When Amazon (NASDAQ: AMZN) first launched its business back in 1994, it was billed as an online bookstore. Of course, we all know how that story turned out. Over the past 27 years, Amazon has expanded its scope to become a one-stop-shop for online orders. It had also managed to worm its way into a number of market segments that are a far cry from its initial book-selling business, from the pharmacy sector to supermarkets to its newest venture -- a hair salon.
But now, Amazon is going back to its roots by introducing a book-club feature. And the fear among real estate investors is that doing so could solidify its position as a go-to source for books -- and drive brick-and-mortar booksellers into the ground.
Capitalizing on a trend
The timing of Amazon's new book-club feature makes a lot of sense. The online giant began offering its book club back in August 2020, and it's working on additional features to improve upon its existing model.

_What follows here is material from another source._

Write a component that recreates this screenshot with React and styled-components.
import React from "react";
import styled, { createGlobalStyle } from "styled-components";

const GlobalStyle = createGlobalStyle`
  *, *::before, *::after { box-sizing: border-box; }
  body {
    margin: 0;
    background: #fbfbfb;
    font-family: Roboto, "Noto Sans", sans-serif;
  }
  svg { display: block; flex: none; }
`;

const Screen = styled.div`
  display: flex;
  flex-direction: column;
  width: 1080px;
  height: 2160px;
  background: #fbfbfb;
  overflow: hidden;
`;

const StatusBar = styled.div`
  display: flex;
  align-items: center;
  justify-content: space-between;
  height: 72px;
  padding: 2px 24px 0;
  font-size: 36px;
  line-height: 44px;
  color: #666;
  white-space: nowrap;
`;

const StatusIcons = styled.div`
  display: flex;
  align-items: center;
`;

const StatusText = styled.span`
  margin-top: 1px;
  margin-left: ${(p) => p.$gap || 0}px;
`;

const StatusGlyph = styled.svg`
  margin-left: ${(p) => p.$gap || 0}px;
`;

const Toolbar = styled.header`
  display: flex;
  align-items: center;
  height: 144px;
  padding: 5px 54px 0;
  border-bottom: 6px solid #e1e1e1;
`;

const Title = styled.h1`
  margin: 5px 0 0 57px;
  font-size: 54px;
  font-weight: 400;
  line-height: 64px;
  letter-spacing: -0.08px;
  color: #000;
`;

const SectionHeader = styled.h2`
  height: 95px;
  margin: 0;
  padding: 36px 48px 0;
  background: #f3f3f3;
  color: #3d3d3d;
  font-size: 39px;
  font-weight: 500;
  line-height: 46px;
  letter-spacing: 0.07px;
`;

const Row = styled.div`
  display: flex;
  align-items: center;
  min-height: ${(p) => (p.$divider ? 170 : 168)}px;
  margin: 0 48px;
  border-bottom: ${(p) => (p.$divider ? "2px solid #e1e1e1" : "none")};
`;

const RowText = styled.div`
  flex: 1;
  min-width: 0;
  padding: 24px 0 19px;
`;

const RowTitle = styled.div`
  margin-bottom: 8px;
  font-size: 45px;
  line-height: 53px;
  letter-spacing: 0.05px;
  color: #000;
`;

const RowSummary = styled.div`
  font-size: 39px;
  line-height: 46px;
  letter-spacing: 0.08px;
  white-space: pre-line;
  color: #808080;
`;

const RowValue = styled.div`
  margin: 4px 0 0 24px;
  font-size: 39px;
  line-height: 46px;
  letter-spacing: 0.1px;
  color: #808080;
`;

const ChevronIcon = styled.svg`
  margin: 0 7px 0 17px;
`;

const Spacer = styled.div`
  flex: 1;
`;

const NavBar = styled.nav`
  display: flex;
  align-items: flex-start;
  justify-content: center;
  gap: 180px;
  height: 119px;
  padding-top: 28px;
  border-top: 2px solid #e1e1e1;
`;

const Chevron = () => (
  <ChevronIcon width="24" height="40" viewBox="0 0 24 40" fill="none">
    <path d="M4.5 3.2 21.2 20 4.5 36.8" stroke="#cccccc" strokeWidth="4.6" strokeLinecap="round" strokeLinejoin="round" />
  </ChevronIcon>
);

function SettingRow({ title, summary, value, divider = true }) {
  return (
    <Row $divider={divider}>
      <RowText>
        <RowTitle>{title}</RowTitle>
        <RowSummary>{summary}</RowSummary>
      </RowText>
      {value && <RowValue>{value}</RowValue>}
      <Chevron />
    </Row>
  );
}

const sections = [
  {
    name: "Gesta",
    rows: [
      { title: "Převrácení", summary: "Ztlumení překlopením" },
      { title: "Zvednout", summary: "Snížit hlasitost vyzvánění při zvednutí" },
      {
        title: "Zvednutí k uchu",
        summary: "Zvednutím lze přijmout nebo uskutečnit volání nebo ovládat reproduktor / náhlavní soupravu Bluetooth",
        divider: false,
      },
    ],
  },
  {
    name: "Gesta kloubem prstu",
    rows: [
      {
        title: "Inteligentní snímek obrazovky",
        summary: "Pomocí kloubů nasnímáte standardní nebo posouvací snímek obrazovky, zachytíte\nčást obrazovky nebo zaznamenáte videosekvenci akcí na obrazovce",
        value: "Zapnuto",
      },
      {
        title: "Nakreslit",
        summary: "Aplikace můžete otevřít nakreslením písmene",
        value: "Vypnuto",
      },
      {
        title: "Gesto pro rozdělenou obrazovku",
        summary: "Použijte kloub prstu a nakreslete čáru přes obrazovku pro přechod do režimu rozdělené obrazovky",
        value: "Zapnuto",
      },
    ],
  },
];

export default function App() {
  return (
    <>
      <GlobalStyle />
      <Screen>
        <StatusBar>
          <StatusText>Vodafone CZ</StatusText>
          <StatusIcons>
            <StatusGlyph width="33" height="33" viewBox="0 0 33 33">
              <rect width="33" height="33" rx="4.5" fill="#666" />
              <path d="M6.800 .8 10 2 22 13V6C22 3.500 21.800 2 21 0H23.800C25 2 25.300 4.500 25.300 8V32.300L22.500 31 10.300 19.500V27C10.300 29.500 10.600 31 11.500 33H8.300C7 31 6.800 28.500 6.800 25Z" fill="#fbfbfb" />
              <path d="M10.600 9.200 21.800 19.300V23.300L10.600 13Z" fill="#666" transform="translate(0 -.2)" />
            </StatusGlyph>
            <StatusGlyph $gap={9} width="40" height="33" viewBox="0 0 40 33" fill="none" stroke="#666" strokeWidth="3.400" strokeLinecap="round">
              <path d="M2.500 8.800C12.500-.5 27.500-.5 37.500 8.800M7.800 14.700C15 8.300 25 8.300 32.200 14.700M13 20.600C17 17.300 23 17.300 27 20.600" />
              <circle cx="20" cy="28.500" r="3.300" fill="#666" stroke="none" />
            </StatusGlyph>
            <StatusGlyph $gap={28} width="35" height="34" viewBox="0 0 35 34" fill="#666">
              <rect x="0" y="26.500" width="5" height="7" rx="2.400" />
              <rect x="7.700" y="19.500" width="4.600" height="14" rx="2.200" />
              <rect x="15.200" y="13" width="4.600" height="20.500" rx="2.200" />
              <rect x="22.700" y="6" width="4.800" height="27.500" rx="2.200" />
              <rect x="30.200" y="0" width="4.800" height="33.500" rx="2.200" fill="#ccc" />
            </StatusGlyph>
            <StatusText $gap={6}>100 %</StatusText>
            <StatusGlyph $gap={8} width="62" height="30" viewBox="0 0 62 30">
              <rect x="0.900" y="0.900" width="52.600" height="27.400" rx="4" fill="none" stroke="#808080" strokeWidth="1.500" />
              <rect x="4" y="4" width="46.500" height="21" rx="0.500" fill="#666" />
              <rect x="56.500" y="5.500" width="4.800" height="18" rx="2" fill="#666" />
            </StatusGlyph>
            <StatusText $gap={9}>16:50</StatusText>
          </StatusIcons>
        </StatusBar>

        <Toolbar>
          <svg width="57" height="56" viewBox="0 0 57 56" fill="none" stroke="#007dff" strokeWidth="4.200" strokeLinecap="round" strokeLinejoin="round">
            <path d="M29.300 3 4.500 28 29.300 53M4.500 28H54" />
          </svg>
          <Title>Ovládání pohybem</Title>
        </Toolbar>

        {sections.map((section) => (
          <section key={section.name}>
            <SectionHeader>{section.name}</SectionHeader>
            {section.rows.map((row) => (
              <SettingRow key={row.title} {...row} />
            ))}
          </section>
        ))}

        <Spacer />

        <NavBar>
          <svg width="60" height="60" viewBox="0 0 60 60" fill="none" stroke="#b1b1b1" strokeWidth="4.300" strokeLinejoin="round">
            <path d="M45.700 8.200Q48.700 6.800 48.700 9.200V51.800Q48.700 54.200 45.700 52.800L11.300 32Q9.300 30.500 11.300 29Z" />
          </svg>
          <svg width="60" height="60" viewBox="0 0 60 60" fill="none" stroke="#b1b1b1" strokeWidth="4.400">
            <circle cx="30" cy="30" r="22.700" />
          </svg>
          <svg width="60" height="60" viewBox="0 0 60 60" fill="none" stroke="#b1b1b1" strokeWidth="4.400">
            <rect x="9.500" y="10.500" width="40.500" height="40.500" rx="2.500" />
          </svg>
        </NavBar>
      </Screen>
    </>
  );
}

For much of the past year, consumers have been stuck at home with more free time on their hands than ever to read. At the same time, many people have felt isolated due to being removed from social situations. Amazon's book club merges an uptick in reading interest with the desire to interact with others. Amazon account holders can become book-club administrators, and from there, they get the option to set up their own club, oversee their privacy settings, add suggested books, and manage club members. It's a move that's apt to boost online book sales, especially given Amazon's competitive prices.
But while all of that is a very good thing for Amazon, it's a bad thing for bookstore chains and independent booksellers alike. If Amazon takes too much business away from physical stores, many will have no choice but to permanently close their doors. And at that point, their commercial landlords will get stuck in the unwanted position of having to find replacement tenants or otherwise suffer revenue losses.
Given the number of retailers that have closed stores over the past year, filling vacancies is no easy feat. As of 2020, there were over 2,500 independent book stores scattered throughout the U.S. That number may have declined due to the impact of the pandemic, but it's not insignificant. And those are tenants shopping centers can't afford to lose.
Of course, if there's one thing independent bookstores have going for them, it's customer service. Amazon's automated recommendations might pale in comparison to a book-lover employee who can walk customers through an aisle and give personalized advice to reading enthusiasts and newer readers alike. But independent bookstores often can't compete with Amazon's price point, and that alone could take a lot more business away from them in the coming years. Throw in a new book club on Amazon's part, and it's clear that while the online giant is busy expanding its empire, it's also unwilling to let go of its hold in the bookselling realm.